In the hallowed halls of academia, risk is often measured with Greek letters and complex formulas. Modern Portfolio Theory (MPT), for example, typically defines risk as Standard Deviation or Beta—a measure of how much a stock's price bounces around relative to the market. If a stock is highly volatile, it’s deemed “risky.” Value investors politely disagree. They argue that a temporary drop in a stock price isn't a risk; it's an opportunity. If you've done your homework on a great business, and the market offers it to you at a 30% discount, your risk has actually decreased, even as its volatility has increased. The real risks, from a value perspective, are far more tangible:

  • Business Risk: The company you invested in loses its Competitive Advantage, faces new competition, or is run by incompetent management. Its Earnings power erodes.
  • Valuation Risk: You get your math wrong or get caught up in market euphoria and simply pay too much for an asset. No matter how great the company, overpaying can lead to poor returns.
  • Financial Risk: The company has too much debt on its Balance Sheet. A little bit of Leverage can boost returns, but too much can bankrupt an otherwise healthy company during a downturn.

As Buffett famously says, the first rule of investing is “Never lose money,” and the second is “Never forget Rule No. 1.” This refers to the Permanent Loss of Capital, not a temporary dip in a stock quote.

So, how do you protect yourself from these real risks? Value investors rely on a mental toolkit refined over decades.

This is the cornerstone of all value investing. Coined by Benjamin Graham, the Margin of Safety is the difference between a company's estimated Intrinsic Value and the price you pay for its stock. Think of it like engineering a bridge. If the bridge needs to support 10-ton trucks, you design it to handle 30 tons. That extra capacity is your margin of safety, protecting you from unforeseen stress or calculation errors. In investing, if you calculate a company is worth €100 per share, you might wait to buy it until it trades at €60. That €40 gap is your buffer against things going wrong. It’s the single best form of risk protection available.

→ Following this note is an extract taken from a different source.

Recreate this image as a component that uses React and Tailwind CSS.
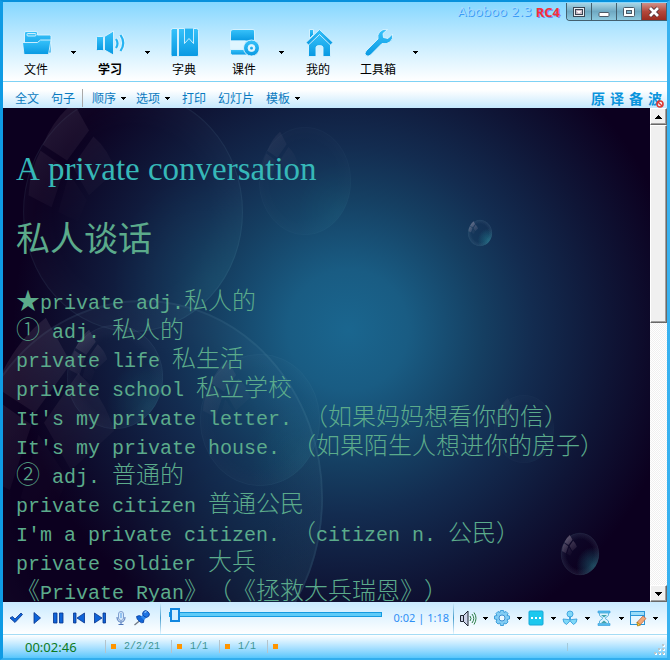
import React from "react";

const cjk = "font-['Noto_Sans_CJK_SC',sans-serif]";

function Caret() {
  return (
    <svg width="5" height="3" viewBox="0 0 5 3" shapeRendering="crispEdges" aria-hidden="true">
      <path d="M0 0h5v1H0zM1 1h3v1H1zM2 2h1v1H2z" fill="#000" />
    </svg>
  );
}

const big = { fill: "url(#sky)", stroke: "#dcf4ff", strokeWidth: 0.9 };

const bigIcons = {
  folder: (
    <g {...big}>
      <path d="M4.500 14V6q0-1.500 1.500-1.500h10q1.500 0 1.500 1.500v2h12q1.500 0 1.500 1.500V26H4.500z" />
      <rect x="7" y="6.500" width="9" height="2.500" rx="1" fill="#3fc4f8" />
      <path d="M2.500 15.500h15l3-2.500h10.500l-2.500 14.500H4z" />
    </g>
  ),
  speaker: (
    <g {...big}>
      <rect x="2.500" y="9.500" width="7" height="14" rx="1" />
      <path d="M10.500 9.500L19.500 4v24l-9-5z" />
      <g fill="none" stroke="#dcf4ff" strokeWidth="4">
        <path d="M22 12q3 4.500 0 9M26.500 8q5.500 8 0 16" />
      </g>
      <g fill="none" stroke="#25b3f2" strokeWidth="2.200">
        <path d="M22 12q3 4.500 0 9M26.500 8q5.500 8 0 16" />
      </g>
    </g>
  ),
  book: (
    <g {...big}>
      <path d="M5 1.500h4.500v28H4.500q-1.500 0-1.500-1.500V3.500q0-2 2-2z" />
      <path d="M10.500 1.500h18q2 0 2 2v24.500q0 1.500-1.500 1.500H10.500z" />
      <path d="M16.500 1.500v15l4.500-5 4.500 5v-15" fill="#22b2f2" />
    </g>
  ),
  course: (
    <g {...big}>
      <path d="M5 2.500h20q1.500 0 1.500 1.500v10H2.500V5q0-2.500 2.500-2.500z" />
      <path d="M2.500 14h15v8h-15z" fill="#dff5ff" />
      <path d="M2.500 22.500h14l3 5.500h-15q-2 0-2-2z" />
      <circle cx="23.500" cy="21" r="8" />
      <circle cx="23.500" cy="21" r="3.500" fill="#dff5ff" />
      <circle cx="23.500" cy="21" r="1.500" stroke="none" />
    </g>
  ),
  house: (
    <g {...big}>
      <path d="M6.500 16.500L17.500 6l11 10.500v13h-7.500v-9q0-2-3.500-2t-3.500 2v9H6.500z" />
      <path d="M7.500 2.500h4v5l-4 4z" />
      <path d="M17.500 2.500L31 15.500l-2.500 2.500-11-10.500-11 10.500L4 15.500z" />
    </g>
  ),
  wrench: (
    <g {...big}>
      <path d="M25.500 2.500q-5-1-8 2.500-2.500 3-1.500 7L4 24q-2 2.500 0 4.500 2 1.500 4.500-.500L20 16.500q4.500 1 8-1.500 3.500-3 2.500-8l-4.500 4.500-4.500-1-.500-4z" />
    </g>
  ),
};

const mainTools = [
  { label: "文件", icon: "folder", menu: true },
  { label: "学习", icon: "speaker", menu: true, bold: true },
  { label: "字典", icon: "book" },
  { label: "课件", icon: "course", menu: true },
  { label: "我的", icon: "house" },
  { label: "工具箱", icon: "wrench", menu: true },
];

function MainTool({ label, icon, menu, bold }) {
  return (
    <div className="flex">
      <button className="flex w-8 flex-col items-center gap-1">
        <svg width="32" height="32" viewBox="0 0 32 32" aria-hidden="true">{bigIcons[icon]}</svg>
        <span className={`text-xs leading-3 whitespace-nowrap text-black ${bold ? "font-bold" : ""}`}>{label}</span>
      </button>
      {menu ? (
        <button aria-label={`${label} menu`} className="flex w-[42px] items-start justify-center pt-6"><Caret /></button>
      ) : (
        <span className="w-7" />
      )}
    </div>
  );
}

function WindowButton({ label, red, children }) {
  return (
    <button
      aria-label={label}
      className={`flex w-[25px] items-center justify-center border-r border-[#43606f] ${
        red ? "bg-linear-to-b from-[#cf9088] via-[#b4483b] to-[#9a2c20]" : "bg-linear-to-b from-[#a9d6e6] via-[#6fa9c2] to-[#8cc9df]"
      }`}
    >
      <svg width="14" height="12" viewBox="0 0 14 12" aria-hidden="true">{children}</svg>
    </button>
  );
}

function TitleBar() {
  return (
    <div className="flex h-[19px] justify-end pt-px">
      <div className="flex gap-1 pr-[6px] text-[13px] leading-[18px]">
        <span className="font-['DejaVu_Sans',sans-serif] text-[#a3daff] [text-shadow:1px_1px_0_#3d9cf5]">Aboboo 2.3</span>
        <span className="font-['Noto_Sans',sans-serif] font-bold text-[#f5303a] [text-shadow:1px_1px_0_#6f8cf0]">RC4</span>
      </div>
      <div className="flex overflow-hidden rounded-bl border-b border-l border-[#43606f]">
        <WindowButton label="Roll up">
          <rect x="1.500" y="1.500" width="11" height="9" fill="#e8eef2" stroke="#3b4654" />
          <rect x="3.500" y="3.500" width="7" height="5" fill="#c9b8c4" stroke="#3b4654" />
          <path d="M4.500 5h5L7 7.500z" fill="#fff" />
        </WindowButton>
        <WindowButton label="Minimize">
          <rect x="2" y="6.500" width="10" height="4" rx="1" fill="#fff" stroke="#4b5966" />
        </WindowButton>
        <WindowButton label="Maximize">
          <rect x="1.500" y="1.500" width="11" height="9" rx="1" fill="#fff" stroke="#4b5966" />
          <rect x="4.500" y="4.500" width="5" height="3" fill="#7db4cc" stroke="#4b5966" />
        </WindowButton>
        <WindowButton label="Close" red>
          <path d="M3 2l8 8M11 2l-8 8" stroke="#4b3038" strokeWidth="4.500" />
          <path d="M3 2l8 8M11 2l-8 8" stroke="#fff" strokeWidth="2.800" />
        </WindowButton>
      </div>
    </div>
  );
}

function SubTool({ label, menu }) {
  return (
    <button className="flex items-center gap-[5px] whitespace-nowrap">
      {label}
      {menu && <Caret />}
    </button>
  );
}

function SubBar() {
  return (
    <div className="flex h-[26px] items-center bg-linear-to-b from-white from-30% to-[#c5e8fd] pt-1.5 pr-[5px] pl-3 text-xs leading-5 text-[#0a7abf]">
      <div className="flex gap-3">
        <SubTool label="全文" />
        <SubTool label="句子" />
      </div>
      <span className="mr-[9px] ml-[7px] h-[18px] w-px bg-[#a9a9a9]" />
      <div className="mr-3 flex gap-2.5">
        <SubTool label="顺序" menu />
        <SubTool label="选项" menu />
      </div>
      <div className="flex gap-3">
        <SubTool label="打印" />
        <SubTool label="幻灯片" />
        <SubTool label="模板" menu />
      </div>
      <div className="ml-auto flex gap-[5px] text-sm leading-5 font-bold text-[#0a94dc]">
        <button>原</button>
        <button>译</button>
        <button>备</button>
        <button className="relative">
          波
          <svg className="absolute -right-0.5 bottom-0" width="8" height="8" viewBox="0 0 8 8" aria-hidden="true">
            <circle cx="4" cy="4" r="3" fill="#fff" fillOpacity=".8" stroke="#dd3a34" strokeWidth="1.600" />
            <path d="M2 2l4 4" stroke="#dd3a34" strokeWidth="1.400" />
          </svg>
        </button>
      </div>
    </div>
  );
}

function Bubble({ cx, cy, rx, ry, o = 1 }) {
  return (
    <g transform={`translate(${cx} ${cy}) scale(${rx / 100} ${ry / 100})`} opacity={o}>
      <circle r="100" fill="url(#rim)" />
      <circle r="100" fill="url(#glow)" />
      <circle r="99.500" fill="none" stroke="#7fb4c8" strokeOpacity=".16" strokeWidth="1" />
      <g fill="url(#pane)">
        <path d="M-82-56Q-72-78-54-91L-40-68-60-43z" />
        <path d="M-84-51L-62-37-74-4-95-14Q-94-34-84-51z" />
        <path d="M-55-38L-36-63Q-22-52-16-34L-40-14z" />
        <path d="M-58-32L-42-10-50 8-68 0z" opacity=".5" />
      </g>
    </g>
  );
}

function Backdrop() {
  return (
    <svg className="absolute inset-0 h-full w-full" viewBox="0 0 647 494" preserveAspectRatio="xMidYMid slice" aria-hidden="true">
      <defs>
        <radialGradient id="deep" gradientUnits="userSpaceOnUse" cx="345" cy="222" r="335">
          <stop offset="0" stopColor="#1a668f" />
          <stop offset=".18" stopColor="#195c83" />
          <stop offset=".4" stopColor="#153f62" />
          <stop offset=".55" stopColor="#132c50" />
          <stop offset=".78" stopColor="#0f1536" />
          <stop offset="1" stopColor="#0c001f" />
        </radialGradient>
        <radialGradient id="rim">
          <stop offset=".7" stopColor="#9db8d0" stopOpacity="0" />
          <stop offset="1" stopColor="#9db8d0" stopOpacity=".06" />
        </radialGradient>
        <radialGradient id="glow" cx=".85" cy=".78" r=".45">
          <stop offset="0" stopColor="#2bb0b8" stopOpacity=".2" />
          <stop offset="1" stopColor="#2bb0b8" stopOpacity="0" />
        </radialGradient>
        <linearGradient id="pane" gradientUnits="userSpaceOnUse" x1="-80" y1="-80" x2="-30" y2="0">
          <stop offset="0" stopColor="#cfb8c8" stopOpacity=".2" />
          <stop offset="1" stopColor="#cfb8c8" stopOpacity=".02" />
        </linearGradient>
      </defs>
      <rect x="-1000" y="-1000" width="2647" height="2494" fill="url(#deep)" />
      <Bubble cx={130} cy={104} rx={110} ry={120} o={0.5} />
      <Bubble cx={302} cy={73} rx={46} ry={54} o={0.35} />
      <Bubble cx={140} cy={390} rx={180} ry={198} o={0.6} />
      <Bubble cx={112} cy={269} rx={48} ry={52} o={0.8} />
      <Bubble cx={257} cy={312} rx={60} ry={66} o={0.45} />
      <Bubble cx={477} cy={125} rx={12} ry={13} />
      <Bubble cx={477} cy={125} rx={12} ry={13} />
      <Bubble cx={521} cy={321} rx={30} ry={34} o={0.4} />
      <Bubble cx={577} cy={446} rx={19} ry={21} />
      <Bubble cx={577} cy={446} rx={19} ry={21} />
    </svg>
  );
}

const lines = [
  "★private adj.私人的",
  "① adj. 私人的",
  "private life 私生活",
  "private school 私立学校",
  "It's my private letter. （如果妈妈想看你的信）",
  "It's my private house. （如果陌生人想进你的房子）",
  "② adj. 普通的",
  "private citizen 普通公民",
  "I'm a private citizen. （citizen n. 公民）",
  "private soldier 大兵",
  "《Private Ryan》（《拯救大兵瑞恩》）",
];

/* Latin runs take a 12px cell and Chinese runs a 24px cell. */
function MixedLine({ text }) {
  return (
    <p className="h-[29px] whitespace-pre">
      {text.split(/([ -~]+)/).filter(Boolean).map((run, i) =>
        /^[ -~]/.test(run) ? (
          <span key={i} className="font-['Liberation_Mono',monospace] text-[20px]">{run}</span>
        ) : (
          <span key={i}>{run}</span>
        )
      )}
    </p>
  );
}

const raised = "border border-t-white border-l-white border-r-[#696969] border-b-[#696969] bg-[#f0f0f0] shadow-[inset_-1px_-1px_0_#a0a0a0]";

function ScrollBar() {
  return (
    <div className="flex w-[17px] shrink-0 flex-col bg-[repeating-conic-gradient(#ffffff_0_25%,#f0f0f0_0_50%)] bg-[length:2px_2px]">
      <button aria-label="Scroll up" className={`flex h-[17px] shrink-0 items-center justify-center ${raised}`}>
        <span className="rotate-180"><svg width="7" height="4" viewBox="0 0 7 4" shapeRendering="crispEdges"><path d="M0 0h7v1H0zM1 1h5v1H1zM2 2h3v1H2zM3 3h1v1H3z" /></svg></span>
      </button>
      <div className="flex-1">
        <div className={`h-[43%] ${raised}`} />
      </div>
      <button aria-label="Scroll down" className={`flex h-[17px] shrink-0 items-center justify-center ${raised}`}>
        <svg width="7" height="4" viewBox="0 0 7 4" shapeRendering="crispEdges"><path d="M0 0h7v1H0zM1 1h5v1H1zM2 2h3v1H2zM3 3h1v1H3z" /></svg>
      </button>
    </div>
  );
}

function Lesson() {
  return (
    <main className="flex min-h-0 flex-1 bg-[#0c001f]">
      <div className="relative min-w-0 flex-1 overflow-hidden">
        <Backdrop />
        <article className="relative px-[13px] pt-[41px] text-[#5bab8b]">
          <h1 className="font-['Liberation_Serif',serif] text-[33px] leading-[40px] text-[#36b8b8] [font-kerning:none]">A private conversation</h1>
          <h2 className="mt-6 text-[34px] leading-[48px]">私人谈话</h2>
          <div className="mt-[23px] text-[24px] leading-[29px] font-light [text-spacing-trim:space-all]">
            {lines.map((line) => <MixedLine key={line} text={line} />)}
          </div>
        </article>
      </div>
      <ScrollBar />
    </main>
  );
}

const transport = [
  ["Done", <path d="M3 9l2.500-1.500L8 10l6-6 1.500 1.500L8 13.500z" fill="#0d63d8" stroke="#06328c" strokeWidth=".8" />],
  ["Play", <path d="M6 3.500v11l6.500-5.500z" fill="#0d63d8" stroke="#06328c" strokeWidth=".8" />],
  ["Pause", <path d="M4.500 4h3.500v10H4.500zM10.500 4H14v10h-3.500z" fill="#0d63d8" stroke="#06328c" strokeWidth=".8" />],
  ["Previous", <path d="M3.500 4H6v10H3.500zM14.500 4v10L7 9z" fill="#0d63d8" stroke="#06328c" strokeWidth=".8" />],
  ["Next", <path d="M3.500 4v10L11 9zM12 4h2.500v10H12z" fill="#0d63d8" stroke="#06328c" strokeWidth=".8" />],
  ["Record", (
    <g>
      <rect x="6.500" y="2.500" width="5" height="9" rx="2.500" fill="#d6eafb" stroke="#7f9fd0" />
      <path d="M5 8q0 5 4 5t4-5M9 13v3M6.500 15.500h5" fill="none" stroke="#4c74b8" />
      <path d="M9 4v5" stroke="#7db6ef" strokeWidth="1.500" />
    </g>
  )],
  ["Pin", (
    <g>
      <path d="M7 11.500L1.500 16" stroke="#6f7884" strokeWidth="1.300" />
      <path d="M3.500 7.500q3-2 5.500.500 3 2.500 1.500 5.500-2 1-4-1-3-2-3-5z" fill="#1166d8" stroke="#0a3fa0" strokeWidth=".8" />
      <path d="M7.500 8l3-3 3.500 3-3 3z" fill="#2b86ee" />
      <ellipse cx="13" cy="5" rx="3.500" ry="3" transform="rotate(40 13 5)" fill="#1d74e4" stroke="#0a3fa0" strokeWidth=".8" />
      <path d="M11.500 3.500l2-1" stroke="#9fd0ff" strokeWidth="1.200" />
    </g>
  )],
];

const options = [
  ["Volume", (
    <g>
      <path d="M1.500 6.500h3v6h-3zM4.500 6.500L9 2v15l-4.500-4.500z" fill="#cdd4ea" stroke="#1d2430" />
      <path d="M11 7q2 2.500 0 5M13 5q3.500 4.500 0 9M15 3.500q4 5.500 0 12" fill="none" stroke="#2c7d46" />
    </g>
  )],
  ["Settings", (
    <g>
      <path d="M7.500 1.500h3l.5 2 2-1 2 2-1 2 2.500.500v3l-2.500.500 1 2.500-2 2-2-1-.500 2.500h-3l-.500-2.500-2 1-2-2 1-2.500-2.500-.500V7l2.500-.500-1-2 2-2 2 1z" fill="#82cdf4" stroke="#3f9fdb" />
      <circle cx="9" cy="9" r="3" fill="#eaf8ff" stroke="#3f8fd0" />
    </g>
  )],
  ["Captions", (
    <g>
      <rect x="2" y="2" width="14" height="14" rx="1" fill="#1cc8ee" stroke="#16a8d8" />
      <path d="M4 9h2M8 9h2M12 9h2" stroke="#fff" strokeWidth="2" />
    </g>
  )],
  ["Speed", (
    <g fill="#7fd8f8" stroke="#3aa0dc" strokeWidth=".9">
      <circle cx="9" cy="5" r="3" />
      <path d="M8.500 8v3L7 10.500 2 10q0 4 3.500 5.500L8 13l1-1.500 1 1.500 2.500 2.500Q16 14 16 10l-5 .5-1.500.5V8z" />
    </g>
  )],
  ["Timer", (
    <g>
      <path d="M3 2h12v2H3zM3 14.500h12v2H3z" fill="#4fbdf0" stroke="#3f9fdb" strokeWidth=".7" />
      <path d="M4.500 4v2.500L8 9.300 4.500 12v2.500h9V12L10 9.300l3.500-2.800V4z" fill="#dff5ff" stroke="#5fb4de" />
      <path d="M6 6h6L9 8.500zM6 14l3-2.500 3 2.500z" fill="#3fa3ad" />
    </g>
  )],
  ["Notes", (
    <g>
      <rect x="1.500" y="2.500" width="14" height="13" fill="#e4f6ff" stroke="#2b96d8" />
      <path d="M2 3h13v3H2z" fill="#9adcf8" />
      <path d="M2 6.500h13" stroke="#2b96d8" />
      <path d="M8 13.500L14 7l3 2.500-6 6.500z" fill="#f0a878" stroke="#c06a48" strokeWidth=".8" />
      <path d="M8 13l3.500 3-3 1z" fill="#ffd23c" stroke="#a87a10" strokeWidth=".8" />
    </g>
  )],
];

function Divider() {
  return <span className="h-full w-px shrink-0 bg-linear-to-b from-[#d6effc] via-[#3f9ccc] to-[#e6f6ff]" />;
}

function Player() {
  return (
    <div className="flex h-8 shrink-0 items-center bg-linear-to-b from-[#c9eaff] to-white">
      <div className="flex shrink-0 pr-2 pl-0.5">
        {transport.map(([name, icon]) => (
          <button key={name} aria-label={name} className="flex w-[21px] justify-center">
            <svg width="18" height="18" viewBox="0 0 18 18" aria-hidden="true">{icon}</svg>
          </button>
        ))}
      </div>
      <Divider />
      <input
        type="range"
        aria-label="Position"
        min="0"
        max="78"
        defaultValue="0"
        className="mx-2 mb-2 h-[14px] min-w-0 flex-1 appearance-none bg-transparent [&::-webkit-slider-runnable-track]:h-[5px] [&::-webkit-slider-runnable-track]:border [&::-webkit-slider-runnable-track]:border-[#149be0] [&::-webkit-slider-runnable-track]:bg-[#5fcbf8] [&::-webkit-slider-thumb]:-mt-[5px] [&::-webkit-slider-thumb]:h-[14px] [&::-webkit-slider-thumb]:w-2.5 [&::-webkit-slider-thumb]:appearance-none [&::-webkit-slider-thumb]:border-2 [&::-webkit-slider-thumb]:border-[#1187e0] [&::-webkit-slider-thumb]:bg-[#d3efff]"
      />
      <span className="shrink-0 px-1 font-['Noto_Sans',sans-serif] text-[11px] leading-4 whitespace-nowrap text-[#2f8ff5]">0:02 | 1:18</span>
      <Divider />
      <div className="flex shrink-0 pr-1 pl-[5px]">
        {options.map(([name, icon]) => (
          <div key={name} className="flex">
            <button aria-label={name}>
              <svg width="18" height="18" viewBox="0 0 18 18" aria-hidden="true">{icon}</svg>
            </button>
            <button aria-label={`${name} menu`} className="flex w-4 items-center justify-center"><Caret /></button>
          </div>
        ))}
      </div>
    </div>
  );
}

function StatusCell({ wide, children }) {
  return (
    <div className={`flex h-[13px] items-center gap-2 border-l border-[#b4c4cc] pl-[5px] ${wide ? "w-[66px]" : "w-12"}`}>
      <span className="size-[5px] bg-[#ff9500]" />
      {children}
    </div>
  );
}

function StatusBar() {
  return (
    <footer className="flex h-6 shrink-0 items-center border-t border-[#a5dcf5] bg-linear-to-b from-white to-[#56c6fc] font-['Liberation_Mono',monospace] text-[10px] leading-3 text-[#3d9494]">
      <span className="w-[102px] pl-[22px] font-['Noto_Sans',sans-serif] text-[13px] leading-4 text-[#0c7a22]">00:02:46</span>
      <StatusCell wide>2/2/21</StatusCell>
      <StatusCell>1/1</StatusCell>
      <StatusCell>1/1</StatusCell>
      <StatusCell />
      <span className="mr-[86px] ml-auto h-2 w-px bg-[#a4cadb]" />
      <svg className="mr-px self-end" width="12" height="14" viewBox="0 0 12 14" shapeRendering="crispEdges" aria-hidden="true">
        <path d="M1 9h2v2H1zM5 9h2v2H5zM9 9h2v2H9zM5 5h2v2H5zM9 5h2v2H9zM9 1h2v2H9z" fill="#fff" />
        <path d="M0 8h2v2H0zM4 8h2v2H4zM8 8h2v2H8zM4 4h2v2H4zM8 4h2v2H8zM8 0h2v2H8z" fill="#b9c6cc" />
      </svg>
    </footer>
  );
}

export default function App() {
  return (
    <div className={`flex h-screen flex-col overflow-hidden border-x-[3px] border-t-2 border-b-2 border-t-[#0791dc] border-r-[#38b2f0] border-b-[#32aeee] border-l-[#0f9be4] ${cjk}`}>
      <svg width="0" height="0" className="absolute" aria-hidden="true">
        <defs>
          <linearGradient id="sky" x1="0" y1="0" x2="0" y2="1">
            <stop offset="0" stopColor="#38c2fa" />
            <stop offset="1" stopColor="#0899e2" />
          </linearGradient>
        </defs>
      </svg>
      <header className="shrink-0">
        <div className="border-b border-[#7fd2f5] bg-linear-to-b from-[#84d7ff] to-white pb-[6px]">
          <TitleBar />
          <nav aria-label="Main" className="flex pt-[6px] pl-[17px]">
            {mainTools.map((tool) => <MainTool key={tool.label} {...tool} />)}
          </nav>
        </div>
        <SubBar />
      </header>
      <Lesson />
      <Player />
      <StatusBar />
    </div>
  );
}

You’ve heard the old saying, “Don't put all your eggs in one basket.” That's Diversification in a nutshell. However, value investors are wary of “diworsification”—owning so many stocks that you don't really know what you own, and your returns are diluted to mediocrity. Instead, they often practice focused diversification. This means owning a portfolio of perhaps 15-30 businesses that you have thoroughly researched and understand deeply. This is enough to protect you if one or two of your ideas go wrong, but not so many that your best ideas can't make a meaningful impact on your 's performance.

Another Buffett-ism, the Circle of Competence is about intellectual honesty. It simply means you should only invest in businesses you can comfortably understand. If you can't explain to a teenager how a company makes money, what its long-term prospects are, and what could go wrong, you should not own its stock. It doesn't matter how big your circle is, but it's vital to know where its perimeter lies. Sticking within your circle dramatically reduces the risk of being blindsided by industry changes or competitive threats you never saw coming.

Before making any investment, run through a simple risk management checklist. It will force you to think like a business owner, not a speculator.

  • Valuation: Am I buying this asset with a significant Margin of Safety?
  • Understanding: Is this business squarely within my Circle of Competence?
  • Quality: Have I done my Due Diligence? Does the company have a strong balance sheet, a durable competitive advantage, and honest management?
  • Concentration: Is my portfolio too heavily weighted towards this single idea or industry?
  • Downside: What is my “nightmare scenario”? What are the top three things that could go wrong with this investment, and how likely are they?